LeSage and Pace (2009), LeSage (2014), Elhorst (2014) argue that there are strong analytical reasons to restrict the model specifications to a subset, as the SDM subsumes the SLX and SAR model, and the SDEM subsumes SLX and SEM.

It is easily observed that SDM reduces to SLX if \(\rho=0\) and to SAR if \({\bm \theta}=0\), while the SDEM reduces to SLX if \(\lambda=0\) and to SEM if \({\bm \theta}=0\). Less intuitively, (Anselin 1988) has also shown that the SDM subsumes the SEM. Therefore, we can express the reduced form and rearrange terms:

\[ \begin{split} {\bm y}&= {\bm X}{\bm \beta} + ({\bm I_N}-\lambda {\bm W})^{-1}{\bm \varepsilon} \\ ({\bm I_N}-\lambda {\bm W}){\bm y}&= ({\bm I_N}-\lambda {\bm W}){\bm X}{\bm \beta} + {\bm \varepsilon} \\ ({\bm I_N}-\lambda {\bm W}){\bm y}&={\bm X}{\bm \beta} -\lambda{\bm W}{\bm X}{\bm \beta} + {\bm \varepsilon} \\ {\bm y}&=({\bm I_N}-\lambda {\bm W})^{-1}({\bm X}{\bm \beta} + {\bm W}{\bm X}{\bm \theta} + {\bm \varepsilon}). \end{split} \]

Thus, the SEM constitutes a special case of an SDM with the relative simple restriction \({\bm \theta}=-\lambda{\bm \beta}\), meaning direct and indirect effects are constrained to a common factor (Anselin 1988, 2003).

The fact that SDM subsumes SAR, SLX, and SEM leads to the conclusion that applied research should only consider SDM and SDEM as model specifications (LeSage 2014). Especially in the case of a likely omitted variable bias, (LeSage and Pace 2009, ~68) argue in favour of using the SDM.

Nonetheless, others propose to use the SLX specification as point of departure (Gibbons and Overman 2012; Halleck Vega and Elhorst 2015). First, scholars have argued that SAC and SDM models are only weakly identified in practice (Gibbons and Overman 2012; Pinkse and Slade 2010). Second, the global spillover specification in SAR, SAC, and SDM often seems to be theoretically implausible.

And finally:

“I will use spatial lags of X, not spatial lags of Y”, J. Wooldridge on twitter

5.5.4 Design and Theory

Some argue that the best way of choosing the appropriate model specification is to exclude one or more sources of spatial dependence – autocorrelation in the dependent variable, autocorrelation in the disturbances, or spatial spillover effects of the covariates – by design Gibbons, Overman, and Patacchini (2015).

Natural experiments are probably the best way of making one or more sources of spatial dependence unlikely, thereby restricting the model alternatives to a subset of all available models.

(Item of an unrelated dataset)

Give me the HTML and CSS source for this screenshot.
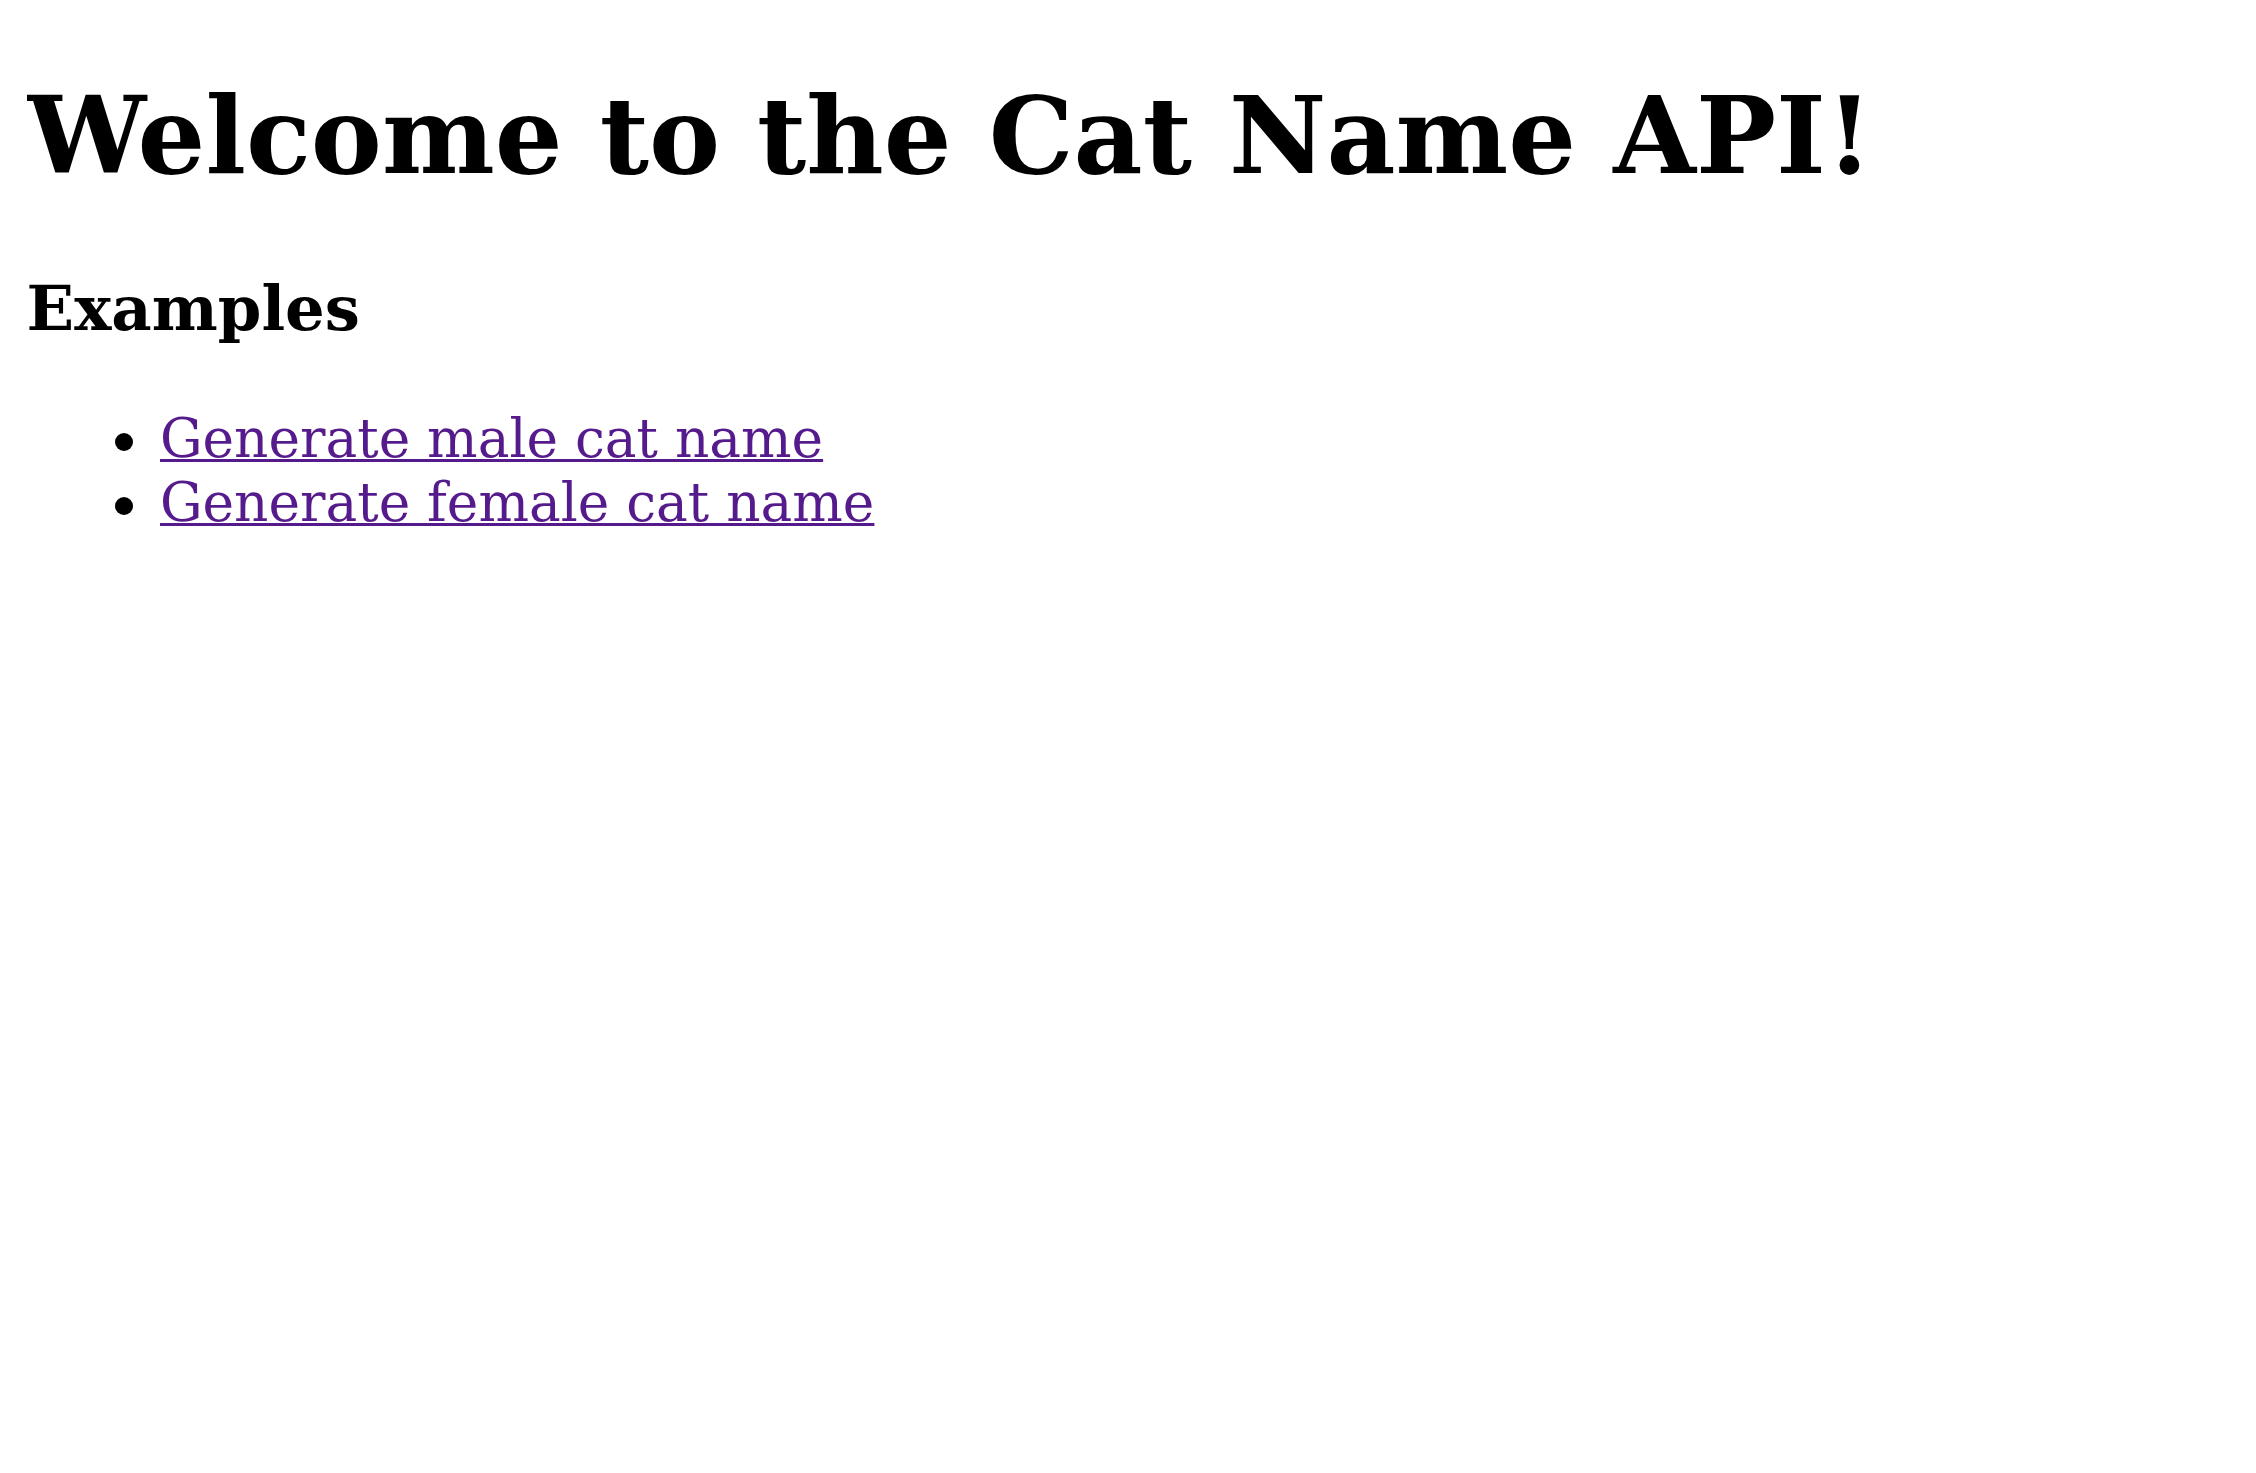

However, the opportunities to use natural experiments are restricted in social sciences, making it a favourable but often impractical way of model selection.

Cook, Hays, and Franzese (2020) and Rüttenauer (2022) argue that theoretical considerations should guide the model selection.

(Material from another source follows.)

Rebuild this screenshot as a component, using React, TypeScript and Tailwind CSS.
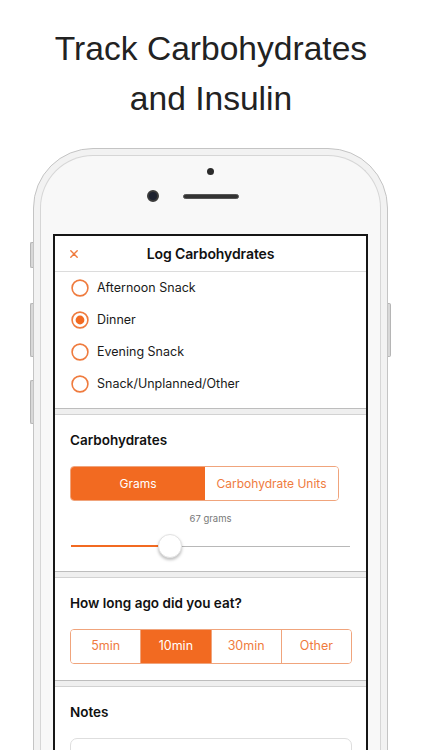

  1. Rule out some sources of spatial dependence by theory, and thus restrict the specifications to a subset ( Where does the spatial dependence come from? ),

  2. Theoretical mechanisms may guide the choice of either global or local spillover effects.

5.5.5 SLX is robust

Rüttenauer (2022) provides Monte Carlo experiments on how different spatial models perform under different scenarios of misspecification. SLX - despite its simplicity - does a very good job even if it is the wrong model for the specific situation. I personally advice for SLX (or SDEM) as the most useful specification if you do not have theoretical assumptions about spatial interdependence in the outcome.

Having a spatially lagged dependent variable comes with an extra layer of complexity. I suggest to only use these models if you have a-priori reasons to believe that it is the correct specification for your study.

Bias of impacts and 95% confidence interval of empirical standard deviation without omv: \({\bm \beta}=(0.2, 0.5)^\intercal\), \({\bm \gamma}=(0, 0)^\intercal\). \(\rho=\) autocorrelation in the dependent variable (\(\bm W \bm y\)); \(\bm \delta=\) autocorrelation in the covariates (\(\bm x_k = f(\bm W \bm x_k)\)); \(\lambda=\) autocorrelation in the disturbances (\(\bm W \bm u\)); \(\bm \theta=\) spatial spillover effects of covariates (\(\bm W \bm X\)); \(\bm\gamma=\) strength of omv.